Under the final rules, a stable-value fund must guarantee principal and a rate of return that is generally consistent with intermediate investment-grade bond earnings. Such funds also must be guaranteed by a state- or federally regulated financial institution.

Few if any stable-value funds provide such guarantees, benefit experts say.

By contrast, the field assistance bulletin removes the principal and investment return guarantees. Instead, it defines stable-value funds as those that are intended to preserve principal, provide a rate of return that is generally consistent with intermediate investment-grade bonds and products that are backed by state- or federally regulated institutions.
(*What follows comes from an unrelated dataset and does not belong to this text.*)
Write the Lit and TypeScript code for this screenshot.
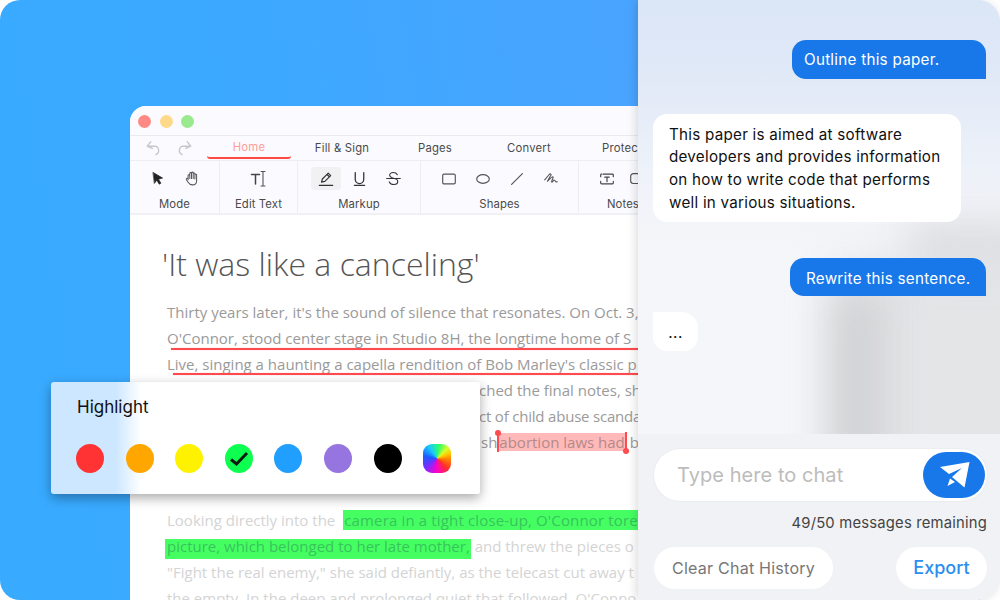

"This is a big improvement. Plan sponsors will be able to use products that will clearly qualify," said Robyn Credico, national director of defined contribution consulting at Watson Wyatt Worldwide in Arlington, Va.

The clarification applies to billions of dollars that employers contributed to stable-value funds prior to the final rules. Except for a brief period after an employee is automatically enrolled in a 401(k) plan, future stable-value fund contributions through automatic enrollment have no fiduciary protection.

Automatic enrollment plans have grown rapidly in recent years and up to 50% of employers now offer them, according to Hewitt Associates Inc. in Lincolnshire, Ill.

"They definitely have become mainstream," said Bill McClain, a principal with Mercer L.L.C. in Seattle. Factors fueling the growth include the decline of defined benefit plans, making 401(k) plans employers' sole retirement savings plan and increasing the importance of employees' contributing to the plan to assure sufficient retirement income.